What is ELT for SQL Server?
I've been working with data warehouses and ETL tools like Integration Services for some time now. Recently I saw the term "ELT" in a Business Intelligence (BI) presentation. What does it mean exactly and why is it different from the traditional ETL data integration processes?
The term ETL has been around for quite some time now, and it is an acronym for Extract, Transform, and Load. It's the process where raw data is extracted from one or more sources, the extracted data is subsequently shaped into a desired format and calculations are performed as data transformations, to be finally loaded into a target system. The term is explained in detail in the tip What is ETL?, which is recommended reading before you read this tip.
In the past years, there's been a push to "ELT", where the L and the T are reversed: Extract, Load, and Transform. Basically, this means we're extracting the data from the sources and writing them as-is (or with minimal transformations) to the destination (which can be a data lake, a database, or a NoSQL data store). Once the data is loaded, it's transformed using some compute resource.
The reason why a distinction is often made between an ETL process and an ELT process is the intent. With ETL, you use a tool to extract the data, run the data through the tool and perform certain transformations on the data, and finally load the data to the destination, all in the same tool. With ELT, some method/tool is used to extract the data but instead of manipulating the data it's directly loaded into some staging area. The "ETL tool" plays a minimal role in the whole data pipeline since the transformations are moved to the destination. Typically, ELT processes involve more code, while ETL processes developed in ETL tools are more low-code and visual in nature.
Example Use Case
Let's give an example of why one would implement an ELT data pipeline. Suppose you're using Azure Data Factory (ADF) to load data from a bunch of CSV files into an Azure SQL database. In itself, ADF doesn't have many transformation capabilities. The Copy data activity will pick up the data from the CSV files and write it to a relation table, but that's about the only transformation it can do. The Copy data activity can also convert JSON to CSV for example, or unzip files, but it doesn't have the capability to do calculations.
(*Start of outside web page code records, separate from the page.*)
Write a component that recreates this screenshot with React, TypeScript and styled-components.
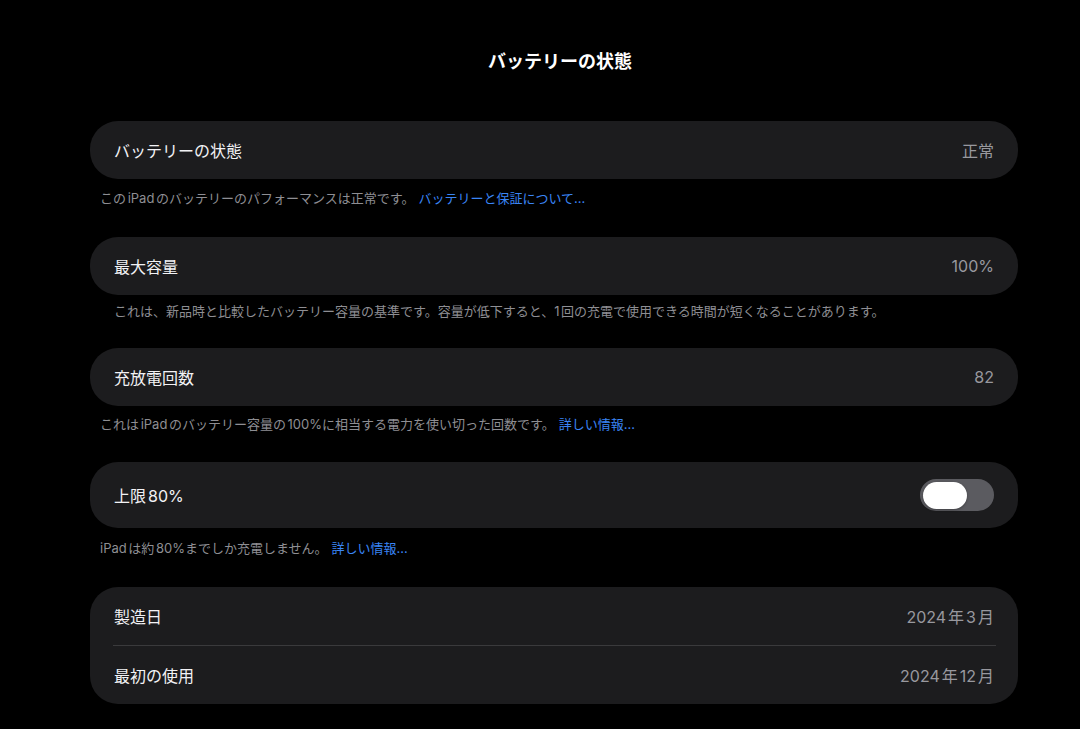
import React from 'react';
import styled, { createGlobalStyle } from 'styled-components';

const GlobalStyle = createGlobalStyle`
  html, body {
    margin: 0;
    padding: 0;
    background: #000;
  }
  body {
    font-family: "Inter", "Noto Sans CJK JP", sans-serif;
    color: #f2f2f7;
    -webkit-font-smoothing: antialiased;
    text-autospace: normal;
  }
`;

const Page = styled.div`
  width: 928px;
  min-height: 729px;
  margin-left: 90px;
  box-sizing: border-box;
  padding-top: 50px;
`;

const Title = styled.h1`
  margin: 0 0 47px;
  padding-left: 12px;
  text-align: center;
  font-size: 18px;
  line-height: 24px;
  font-weight: 700;
  color: #fff;
`;

const Section = styled.section<{ $gap?: number }>`
  margin-bottom: ${p => p.$gap ?? 28}px;
`;

const Card = styled.div`
  background: #1c1c1e;
  border-radius: 28px;
  overflow: hidden;
`;

const Row = styled.div<{ $tall?: boolean }>`
  display: flex;
  align-items: center;
  justify-content: space-between;
  height: ${p => (p.$tall ? '66px' : '58px')};
  padding: 0 24px;
  position: relative;
  font-size: 16px;

  & + & {
    height: 59px;
  }
  & + &::before {
    content: '';
    position: absolute;
    top: 0;
    left: 23px;
    right: 22px;
    height: 1px;
    background: #3a3a3c;
  }
`;

const Label = styled.span`
  color: #f2f2f5;
  font-weight: 400;
`;

const Value = styled.span`
  color: #98989e;
`;

const Footnote = styled.p<{ $indent?: boolean; $top?: number }>`
  margin: ${p => p.$top ?? 10}px 0 0;
  padding-left: ${p => (p.$indent ? '24px' : '10px')};
  font-size: 13px;
  line-height: 18px;
  color: #8e8e93;
`;

const LinkText = styled.a`
  color: #3a85f5;
  text-decoration: none;
  margin-left: 4px;
`;

const Toggle = styled.div<{ $on?: boolean }>`
  width: 74px;
  height: 32px;
  border-radius: 16px;
  background: ${p => (p.$on ? '#34c759' : '#5b5b60')};
  display: flex;
  align-items: center;
  padding: 0 3px;
  box-sizing: border-box;
  justify-content: ${p => (p.$on ? 'flex-end' : 'flex-start')};
`;

const Knob = styled.div`
  width: 44px;
  height: 27px;
  border-radius: 14px;
  background: #fff;
  box-shadow: 0 1px 3px rgba(0, 0, 0, 0.3);
`;

export default function App() {
  return (
    <>
      <GlobalStyle />
      <Page>
        <Title>バッテリーの状態</Title>

        <Section $gap={30}>
          <Card>
            <Row>
              <Label>バッテリーの状態</Label>
              <Value>正常</Value>
            </Row>
          </Card>
          <Footnote>
            このiPadのバッテリーのパフォーマンスは正常です。
            <LinkText>バッテリーと保証について...</LinkText>
          </Footnote>
        </Section>

        <Section $gap={28}>
          <Card>
            <Row>
              <Label>最大容量</Label>
              <Value>100%</Value>
            </Row>
          </Card>
          <Footnote $indent $top={7}>
            これは、新品時と比較したバッテリー容量の基準です。容量が低下すると、1回の充電で使用できる時間が短くなることがあります。
          </Footnote>
        </Section>

        <Section $gap={29}>
          <Card>
            <Row>
              <Label>充放電回数</Label>
              <Value>82</Value>
            </Row>
          </Card>
          <Footnote $top={9}>
            これはiPadのバッテリー容量の100%に相当する電力を使い切った回数です。
            <LinkText>詳しい情報...</LinkText>
          </Footnote>
        </Section>

        <Section $gap={30}>
          <Card>
            <Row $tall>
              <Label>上限80%</Label>
              <Toggle>
                <Knob />
              </Toggle>
            </Row>
          </Card>
          <Footnote $top={11}>
            iPadは約80%までしか充電しません。
            <LinkText>詳しい情報...</LinkText>
          </Footnote>
        </Section>

        <Section>
          <Card>
            <Row>
              <Label>製造日</Label>
              <Value>2024年3月</Value>
            </Row>
            <Row>
              <Label>最初の使用</Label>
              <Value>2024年12月</Value>
            </Row>
          </Card>
        </Section>
      </Page>
    </>
  );
}
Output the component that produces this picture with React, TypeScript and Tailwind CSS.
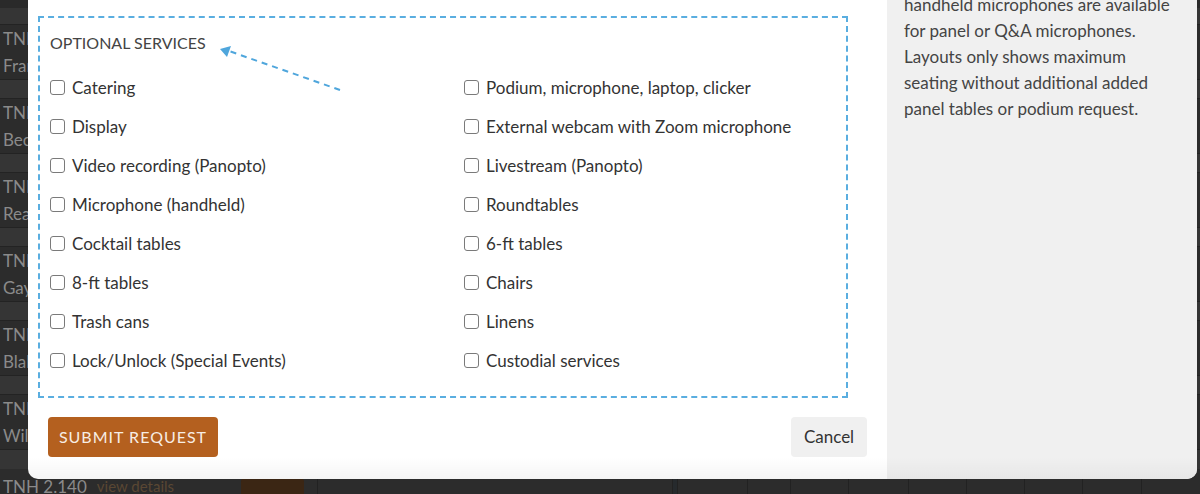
import { Fragment } from "react";

const leftServices = [
  "Catering",
  "Display",
  "Video recording (Panopto)",
  "Microphone (handheld)",
  "Cocktail tables",
  "8-ft tables",
  "Trash cans",
  "Lock/Unlock (Special Events)",
];

const rightServices = [
  "Podium, microphone, laptop, clicker",
  "External webcam with Zoom microphone",
  "Livestream (Panopto)",
  "Roundtables",
  "6-ft tables",
  "Chairs",
  "Linens",
  "Custodial services",
];

const noteLines = [
  "Rooms include a podium and two wireless",
  "handheld microphones are available",
  "for panel or Q&A microphones.",
  "Layouts only shows maximum",
  "seating without additional added",
  "panel tables or podium request.",
];

const bgRows = ["Francis", "Becker", "Reading", "Gaylord", "Blake", "Wilson"];

const font = { fontFamily: '"Lato", "Noto Sans", sans-serif' };

function ServiceCheckbox({ label }: { label: string }) {
  return (
    <label className="flex h-[39px] items-center gap-[7px] text-[17px] text-[#333]">
      <span className="h-[15px] w-[15px] shrink-0 rounded-[3px] border border-[#7a7a7a] bg-white" />
      <span>{label}</span>
    </label>
  );
}

// backdrop table that shows round the modal
function BackgroundTable() {
  return (
    <div className="flex h-full flex-col overflow-hidden bg-[#2b2b2b] text-[17px] leading-[27px] text-[#8a8a8a]">
      <div className="h-[8px] shrink-0 bg-[#2a2a2a]" />
      <div className="h-[17px] shrink-0 border-b border-[#232323] bg-[#353535]" />
      {bgRows.map((name, i) => (
        <Fragment key={name}>
          <div className="h-[55px] shrink-0 border-b border-[#232323] bg-[#2c2c2c] px-[3px]">
            <div>TNH</div>
            <div>{name}</div>
          </div>
          {i < bgRows.length - 1 && (
            <div className="h-[19px] shrink-0 border-b border-[#232323] bg-[#353535]" />
          )}
        </Fragment>
      ))}
      <div className="h-[19px] shrink-0 bg-[#353535]" />
      <div className="flex h-[30px] shrink-0 items-start whitespace-nowrap bg-[#2c2c2c] pt-[4px]">
        <span className="shrink-0 pl-[3px] text-[17px]">TNH 2.140</span>
        <span className="ml-[10px] shrink-0 text-[15px] text-[#5a4733]">view details</span>
        <span className="ml-[67px] mt-[5px] h-[24px] w-[63px] shrink-0 rounded-t-[4px] bg-[#3b2614]" />
        <div className="ml-[13px] mt-[-4px] flex h-[30px] min-w-0 flex-1">
          {[355, 5, 70, 43, 58, 60, 58, 58, 58, 59, 59].map((w, i) => (
            <div
              key={i}
              className={`h-full shrink-0 border-l border-[#222] ${i === 1 ? "bg-[#262a2d]" : ""}`}
              style={{ width: w }}
            />
          ))}
        </div>
      </div>
    </div>
  );
}

function DashedArrow() {
  return (
    <svg
      className="pointer-events-none absolute left-[-28px] top-[34px]"
      width="400"
      height="120"
      viewBox="0 0 400 120"
    >
      <line
        x1="340"
        y1="90"
        x2="229"
        y2="51"
        stroke="#4fa6dc"
        strokeWidth="2"
        strokeDasharray="6 5"
      />
      <polygon points="220,49 231,46 227,57" fill="#4fa6dc" />
    </svg>
  );
}

export default function App() {
  return (
    <div className="relative h-[494px] w-[1200px] overflow-hidden" style={font}>
      <BackgroundTable />

      <div className="absolute left-[28px] top-[-34px] flex h-[513px] w-[1169px] overflow-hidden rounded-[10px] bg-white">
        <div className="flex w-[859px] shrink-0 flex-col px-[20px] pt-[50px]">
          <div className="ml-[-10px] w-[810px] border-2 border-dashed border-[#5aaee0] px-[10px] pb-[16px] pt-[14px]">
            <h3 className="text-[16px] leading-[22px] text-[#444]">OPTIONAL SERVICES</h3>
            <div className="mt-[14px] grid grid-cols-[414px_1fr]">
              <div className="flex flex-col">
                {leftServices.map((s) => (
                  <ServiceCheckbox key={s} label={s} />
                ))}
              </div>
              <div className="flex flex-col">
                {rightServices.map((s) => (
                  <ServiceCheckbox key={s} label={s} />
                ))}
              </div>
            </div>
          </div>

          <div className="mt-[19px] flex items-center justify-between">
            <button className="h-[40px] w-[170px] rounded-[4px] bg-[#b4601f] text-[16px] tracking-[1px] text-[#f7ede4]">
              SUBMIT REQUEST
            </button>
            <button className="h-[40px] w-[76px] rounded-[4px] bg-[#f0f0f0] text-[17px] text-[#333]">
              Cancel
            </button>
          </div>
        </div>

        <div className="min-w-0 flex-1 overflow-hidden bg-[#f0f0f0] pl-[17px] pr-[10px] text-[17px] leading-[26px] text-[#444]">
          {noteLines.map((l) => (
            <div key={l} className="whitespace-nowrap">
              {l}
            </div>
          ))}
        </div>

        <DashedArrow />
        <div className="pointer-events-none absolute inset-x-0 bottom-0 h-[22px] bg-gradient-to-b from-transparent to-black/[0.04]" />
      </div>
    </div>
  );
}
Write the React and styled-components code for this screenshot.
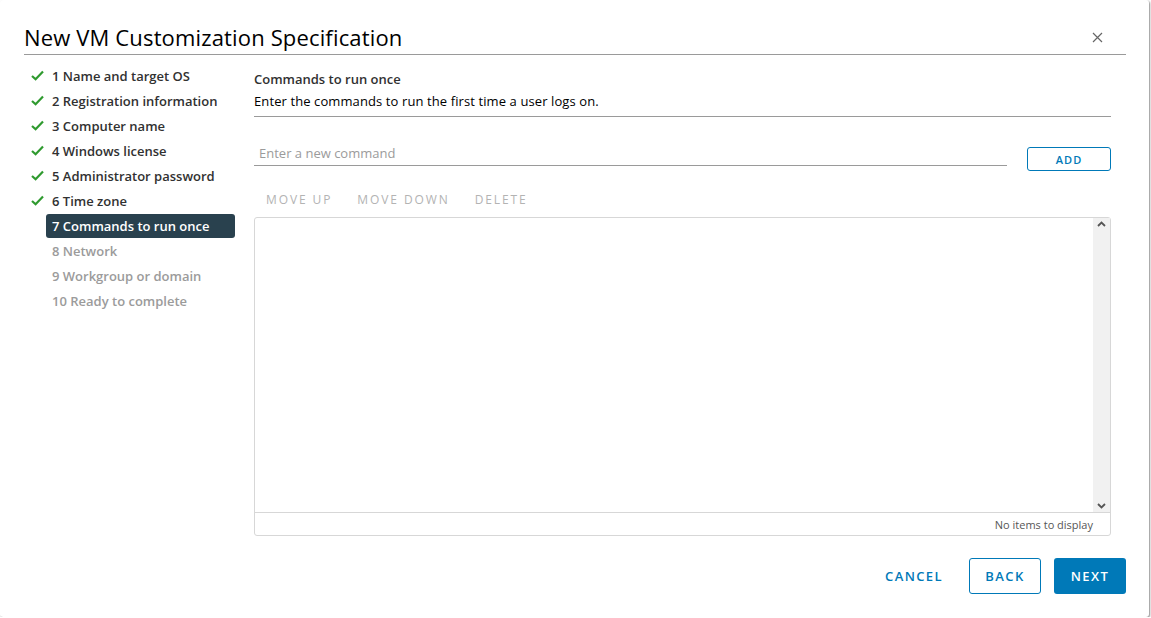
import React from "react";
import styled, { createGlobalStyle } from "styled-components";

const GlobalStyle = createGlobalStyle`
  html, body {
    margin: 0;
    padding: 0;
    background: #ffffff;
  }
  body {
    font-family: "Open Sans", "Noto Sans", sans-serif;
    color: #313131;
  }
`;

const Dialog = styled.div`
  box-sizing: border-box;
  width: 1149px;
  height: 617px;
  background: #ffffff;
  border-radius: 3px;
  box-shadow: 1px 1px 2px rgba(0, 0, 0, 0.45);
  display: flex;
  flex-direction: column;
  padding: 0 23px 23px 24px;
`;

const Header = styled.div`
  display: flex;
  align-items: center;
  justify-content: space-between;
  height: 55px;
  box-sizing: border-box;
  padding-top: 20px;
  border-bottom: 1px solid #9a9a9a;
`;

const Title = styled.h1`
  margin: 0;
  font-size: 22px;
  font-weight: 400;
  color: #000000;
  letter-spacing: 0.15px;
`;

const Close = styled.button`
  background: none;
  border: none;
  padding: 0;
  margin-right: 22px;
  width: 14px;
  height: 14px;
  display: flex;
  align-items: center;
  justify-content: center;
  cursor: pointer;
`;

const Body = styled.div`
  flex: 1;
  display: flex;
  padding-top: 8px;
`;

const Nav = styled.ul`
  list-style: none;
  margin: 0;
  padding: 0;
  width: 211px;
  flex-shrink: 0;
`;

const NavItem = styled.li`
  display: flex;
  align-items: center;
  height: 25px;
`;

const NavIcon = styled.span`
  width: 22px;
  display: flex;
  justify-content: center;
  padding-left: 5px;
  box-sizing: border-box;
`;

const NavLabel = styled.span`
  flex: 1;
  height: 24px;
  line-height: 24px;
  padding-left: 6px;
  border-radius: 3px;
  font-size: 13px;
  font-weight: 600;
  white-space: nowrap;
  color: ${(p) => (p.$state === "todo" ? "#9b9b9b" : p.$state === "active" ? "#ffffff" : "#313131")};
  background: ${(p) => (p.$state === "active" ? "#29414e" : "transparent")};
`;

const Content = styled.div`
  flex: 1;
  margin-left: 19px;
  margin-right: 15px;
  display: flex;
  flex-direction: column;
`;

const SectionTitle = styled.div`
  font-size: 13px;
  font-weight: 600;
  color: #313131;
  line-height: 22px;
  margin-top: 5px;
`;

const SectionText = styled.div`
  font-size: 13px;
  color: #000000;
  line-height: 22px;
  letter-spacing: 0.1px;
  padding-bottom: 4px;
  border-bottom: 1px solid #9a9a9a;
`;

const InputRow = styled.div`
  display: flex;
  align-items: flex-end;
  margin-top: 26px;
  gap: 20px;
`;

const CommandInput = styled.input`
  flex: 1;
  border: none;
  border-bottom: 1px solid #9a9a9a;
  font-family: inherit;
  font-size: 13px;
  padding: 0 5px 3px 5px;
  height: 23px;
  box-sizing: border-box;
  outline: none;
  margin-bottom: 5px;
  &::placeholder {
    color: #9b9b9b;
  }
`;

const OutlineButton = styled.button`
  box-sizing: border-box;
  width: ${(p) => p.$width || "auto"};
  height: ${(p) => p.$height || "24px"};
  border: 1px solid #0079b8;
  border-radius: 3px;
  background: #ffffff;
  color: #0079b8;
  font-family: inherit;
  font-size: ${(p) => p.$size || "11px"};
  font-weight: 600;
  letter-spacing: ${(p) => p.$spacing || "1px"};
  padding: 0;
  cursor: pointer;
`;

const Toolbar = styled.div`
  display: flex;
  gap: 25px;
  padding-left: 12px;
  margin-top: 16px;
  height: 24px;
  align-items: center;
`;

const ToolButton = styled.button`
  background: none;
  border: none;
  padding: 0;
  font-family: inherit;
  font-size: 12px;
  font-weight: 400;
  letter-spacing: 1.9px;
  color: #b3b3b3;
`;

const Grid = styled.div`
  margin-top: 6px;
  height: 319px;
  box-sizing: border-box;
  border: 1px solid #d7d7d7;
  border-radius: 3px;
  display: flex;
  flex-direction: column;
`;

const GridBody = styled.div`
  flex: 1;
  display: flex;
  justify-content: flex-end;
  border-bottom: 1px solid #d7d7d7;
`;

const ScrollBar = styled.div`
  width: 17px;
  background: #f1f1f1;
  display: flex;
  flex-direction: column;
  justify-content: space-between;
  align-items: center;
  padding: 3px 0;
`;

const GridFooter = styled.div`
  height: 22px;
  display: flex;
  align-items: center;
  justify-content: flex-end;
  padding-right: 17px;
  font-size: 11px;
  color: #565656;
`;

const Footer = styled.div`
  display: flex;
  justify-content: flex-end;
  align-items: center;
  gap: 13px;
`;

const LinkButton = styled.button`
  background: none;
  border: none;
  padding: 0 13px;
  height: 36px;
  font-family: inherit;
  font-size: 13px;
  font-weight: 600;
  letter-spacing: 1.4px;
  color: #0079b8;
`;

const PrimaryButton = styled.button`
  width: 72px;
  height: 36px;
  border: none;
  border-radius: 3px;
  background: #0079b8;
  color: #ffffff;
  font-family: inherit;
  font-size: 13px;
  font-weight: 600;
  letter-spacing: 1.4px;
  padding: 0;
`;

const Check = () => (
  <svg width="13" height="11" viewBox="0 0 13 11">
    <path d="M1 6 L4.6 9.3 L12 1.6" fill="none" stroke="#2f9a2f" strokeWidth="2.2" />
  </svg>
);

const Chevron = ({ up }) => (
  <svg width="9" height="6" viewBox="0 0 9 6">
    <path d={up ? "M1 5 L4.5 1.5 L8 5" : "M1 1 L4.5 4.5 L8 1"} fill="none" stroke="#555" strokeWidth="1.8" />
  </svg>
);

const steps = [
  ["1 Name and target OS", "done"],
  ["2 Registration information", "done"],
  ["3 Computer name", "done"],
  ["4 Windows license", "done"],
  ["5 Administrator password", "done"],
  ["6 Time zone", "done"],
  ["7 Commands to run once", "active"],
  ["8 Network", "todo"],
  ["9 Workgroup or domain", "todo"],
  ["10 Ready to complete", "todo"],
];

export default function App() {
  return (
    <>
      <GlobalStyle />
      <Dialog>
        <Header>
          <Title>New VM Customization Specification</Title>
          <Close aria-label="Close">
            <svg width="11" height="11" viewBox="0 0 11 11">
              <path d="M1 1 L10 10 M10 1 L1 10" stroke="#666" strokeWidth="1.2" />
            </svg>
          </Close>
        </Header>
        <Body>
          <Nav>
            {steps.map(([label, state]) => (
              <NavItem key={label}>
                <NavIcon>{state === "done" && <Check />}</NavIcon>
                <NavLabel $state={state}>{label}</NavLabel>
              </NavItem>
            ))}
          </Nav>
          <Content>
            <SectionTitle>Commands to run once</SectionTitle>
            <SectionText>Enter the commands to run the first time a user logs on.</SectionText>
            <InputRow>
              <CommandInput placeholder="Enter a new command" />
              <OutlineButton $width="84px">ADD</OutlineButton>
            </InputRow>
            <Toolbar>
              <ToolButton>MOVE UP</ToolButton>
              <ToolButton>MOVE DOWN</ToolButton>
              <ToolButton>DELETE</ToolButton>
            </Toolbar>
            <Grid>
              <GridBody>
                <ScrollBar>
                  <Chevron up />
                  <Chevron />
                </ScrollBar>
              </GridBody>
              <GridFooter>No items to display</GridFooter>
            </Grid>
          </Content>
        </Body>
        <Footer>
          <LinkButton>CANCEL</LinkButton>
          <OutlineButton $width="72px" $height="36px" $size="13px" $spacing="1.4px">BACK</OutlineButton>
          <PrimaryButton>NEXT</PrimaryButton>
        </Footer>
      </Dialog>
    </>
  );
}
If you want to build your data pipeline in ADF, you're going to use the Copy data activity to load the data into the database and then it will execute a bunch of SQL scripts that will read the data from the staging tables, perform calculations on it and then write it to other tables in the database.
This means most of the business logic, such as cleaning up data, calculating new columns, checking integrity, and loading data into dimensions and fact tables for example are all done in SQL. This is a more code-intensive solution that if you would build the same process in an Integration Services data flow, where there are built-in transformations available.
Another example is when you're running against the limitations of Integration Services (SSIS). Suppose you need to read a large batch of data and perform some aggregations on it. If you use the Aggregate transformation, SSIS will read all of the data in memory before it starts outputting any data. If the data size is too big, it cannot all be loaded into the memory of the server and SSIS will start swapping data out to disk. At that point, the process typically grinds to a halt, and it might take hours or even days to finish the transformation. However, the database engine of SQL Server is better equipped to handle such transformations. A solution is to read the data, write it to a staging table in SQL Server and use a SELECT query with a GROUP BY clause to calculate the aggregations. In essence, the process has now shifted from ETL to ELT, since the calculations are now done by the destination (SQL Server).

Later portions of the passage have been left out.